I’ve also been worrying about my best friends who seem to be going through A LOT, but I realized that I am not helping them by giving up on happiness. Music makes me happy. Writing makes me happy. Studying Sociology makes me happy. And isn’t it that simple? Eliminate the things that make you unhappy. And the only thing that made me unhappy is me constantly feeling not worth it. I also realized how selfish I was being, my friends pour their heart out to me, and all I can think of is why I am not enough for them or why I am an inadequate friend? But the truth is, crappy things happen, and most of the time, it’s NOT about me.

What do the two words ‘be yourself’ mean to you, Friend? I have doubted the use of it a lot and dubbed it as another one of society’s contradictions. On one hand, they tell you to be yourself, and on the other, you are judged. WHAT THE HELL ARE YOU SUPPOSED TO DO? But, I think be yourself comes with caveat, yes, you will be judged. But, that’s what adds a helluva lot more meaning to them, don’t you think? It’s about being yourself despite the world. It’s about being yourself despite the fear of consequences. It’s about being true to who you are despite what anyone says. You don’t need anyone, NO ONE, to validate your existence. Only you can do that. And if you’re too busy hating yourself, where’s it going to go? Your existence is left not only un-validated but also doubted.

Doubting your own existence is the worst feeling in the world. It feels like darkness is closing in on you and you are succumbing to it because you can’t be arsed to care about yourself. Caring about yourself is important. Giving yourself approval is important. I know there are others who can do that for you, but your experiences, are YOURS alone. Your beliefs are YOURS. Your perceptions are YOURS. And hence, the approval, you need is YOURS.

Be yourself. Sing loudly in the shower. Follow your gut. Do what you love, don’t question it (even if it’s Taxidermy you have a fetish for). Eat whatever you want to, whenever you want to. Give yourself assent for existing. Give yourself credit for being the best damn company you’ve had. Sprinkle pixie dust. Laugh at old jokes. Don’t think very much about something you WANT. Go get it. And if you can’t get it, that’s the best part… find a new dream (Tangled reference, yo) Be your own hero because you look pretty damn amazing in a cape.

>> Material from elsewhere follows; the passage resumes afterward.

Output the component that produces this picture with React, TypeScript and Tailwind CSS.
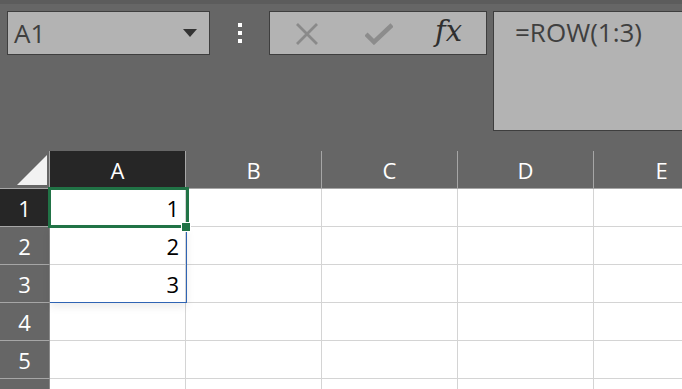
import React from "react";

const font = { fontFamily: '"Open Sans", "Noto Sans", sans-serif' };

function XIcon() {
  return (
    <svg width="24" height="22" viewBox="0 0 24 22">
      <path d="M2 1 L22 21 M22 1 L2 21" stroke="#8a8a8a" strokeWidth="2.8" strokeLinecap="butt" fill="none" />
    </svg>
  );
}

function CheckIcon() {
  return (
    <svg width="28" height="22" viewBox="0 0 28 22">
      <path d="M1 11 L9 19 L27 2" stroke="#8c8c8c" strokeWidth="4.5" fill="none" strokeLinejoin="miter" />
    </svg>
  );
}

const cols = ["A", "B", "C", "D", "E"];
const rows = [1, 2, 3, 4, 5, 6];
const values: Record<number, string> = { 1: "1", 2: "2", 3: "3" };

export default function App() {
  return (
    <div className="w-[682px] h-[389px] overflow-hidden bg-[#666666] relative" style={font}>
      {/* top toolbar */}
      <div className="h-[151px] relative">
        <div className="h-[4px] bg-[#5c5c5c]" />
        <div className="flex items-start pt-[7px] pl-[7px]">
          <div className="w-[203px] h-[44px] bg-[#b3b3b3] border border-[#3e3e3e] flex items-center pl-[6px] pr-[12px] justify-between">
            <span className="text-[26px] text-[#3f3f3f] leading-none">A1</span>
            <svg width="14" height="8" viewBox="0 0 14 8">
              <path d="M0 0 H14 L7 8 Z" fill="#333333" />
            </svg>
          </div>
          <div className="w-[59px] flex flex-col items-center pt-[12px] gap-[4px]">
            <div className="w-[4px] h-[4px] bg-white" />
            <div className="w-[4px] h-[4px] bg-white" />
            <div className="w-[4px] h-[4px] bg-white" />
          </div>
          <div className="w-[218px] h-[44px] bg-[#b3b3b3] border border-[#3e3e3e] flex items-center">
            <div className="ml-[25px] mt-[1px]"><XIcon /></div>
            <div className="ml-[46px] mt-[1px]"><CheckIcon /></div>
            <div
              className="ml-[42px] text-[29px] italic text-[#2f2f2f] leading-none -mt-[4px]"
              style={{ fontFamily: '"DejaVu Serif", "Liberation Serif", serif' }}
            >
              fx
            </div>
          </div>
          <div className="ml-[6px] flex-1 h-[120px] bg-[#b3b3b3] border border-[#3e3e3e] border-r-0 pl-[21px] pt-[7px]">
            <span className="text-[26px] text-[#3f3f3f] leading-none">=ROW(1:3)</span>
          </div>
        </div>
      </div>

      {/* grid */}
      <div className="relative">
        <div className="grid grid-cols-[50px_136px_136px_136px_136px_136px] grid-rows-[38px_38px_38px_38px_38px_38px_38px] w-[730px]">
          {/* corner */}
          <div className="bg-[#666666] border-b border-[#a6a6a6] border-r border-r-[#a6a6a6] relative">
            <svg className="absolute left-[17px] top-[4px]" width="30" height="30" viewBox="0 0 30 30">
              <path d="M30 0 V30 H0 Z" fill="#f2f2f2" />
            </svg>
          </div>
          {cols.map((c, i) => (
            <div
              key={c}
              className={`${i === 0 ? "bg-[#262626]" : "bg-[#666666]"} border-b border-[#a6a6a6] border-r border-r-[#a6a6a6] flex items-center justify-center text-white text-[22px] leading-none`}
            >
              {c}
            </div>
          ))}
          {rows.map((r) => (
            <React.Fragment key={r}>
              <div
                className={`${r === 1 ? "bg-[#262626]" : "bg-[#666666]"} border-b border-[#a6a6a6] border-r border-r-[#8a8a8a] flex items-center justify-center text-white text-[22px] leading-none`}
              >
                {r < 6 ? r : ""}
              </div>
              {cols.map((c, ci) => (
                <div
                  key={c}
                  className="bg-white border-b border-r border-[#d4d4d4] flex items-center justify-end pr-[6px] text-black text-[22px] leading-none"
                >
                  {ci === 0 ? values[r] ?? "" : ""}
                </div>
              ))}
            </React.Fragment>
          ))}
        </div>

        {/* spill range blue border */}
        <div className="absolute left-[50px] top-[76px] w-[137px] h-[76px] border-r border-b border-[#2f64b4] shadow-[0_4px_8px_rgba(0,0,0,0.08)]" />
        {/* selected cell green border */}
        <div className="absolute left-[48px] top-[36px] w-[141px] h-[41px] border-[3px] border-[#217346]" />
        {/* fill handle */}
        <div className="absolute left-[181px] top-[71px] w-[10px] h-[10px] bg-[#217346] border border-white" />
      </div>
    </div>
  );
}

Be yourself. Conform… don’t conform. It doesn’t matter. It has to be you. Taylor Swift released a new video, knowing very well that’s different from usual, but goddamn, she WANTED to. She considered the caveat. She braced herself for heavy criticism, the insults but she didn’t question it. You can see the happiness sparkle in her eyes while she dances her messy dance moves. And I was one of the people who criticized her. But now that I saw Shake it Off again, it’s beautiful, just as beautiful as White Horse, Back to December and All Too Well and Taylor will always be my idol because she doesn’t question what she WANTS. Because that’s who she is.

Be yourself. See a God in the grass, in the stars, in the clouds…. Don’t see a God, believe in Science instead. The magic is in the faith… the magic is being able to justify anything and everything. Love One Direction even though people tell you that it’s a 13-year old, white girl thing to love. Love music from the 1960’s even though people tell you that it’s a 70-year old, obsolete thing to love. Love love even though it isn’t the ‘safest’ option. Read the newspaper, not being convinced that humanity is doomed, but that maybe, you can help in some way by doing your part.

Be yourself.

Don’t be afraid.

Someone will appreciate, love and admire you for it.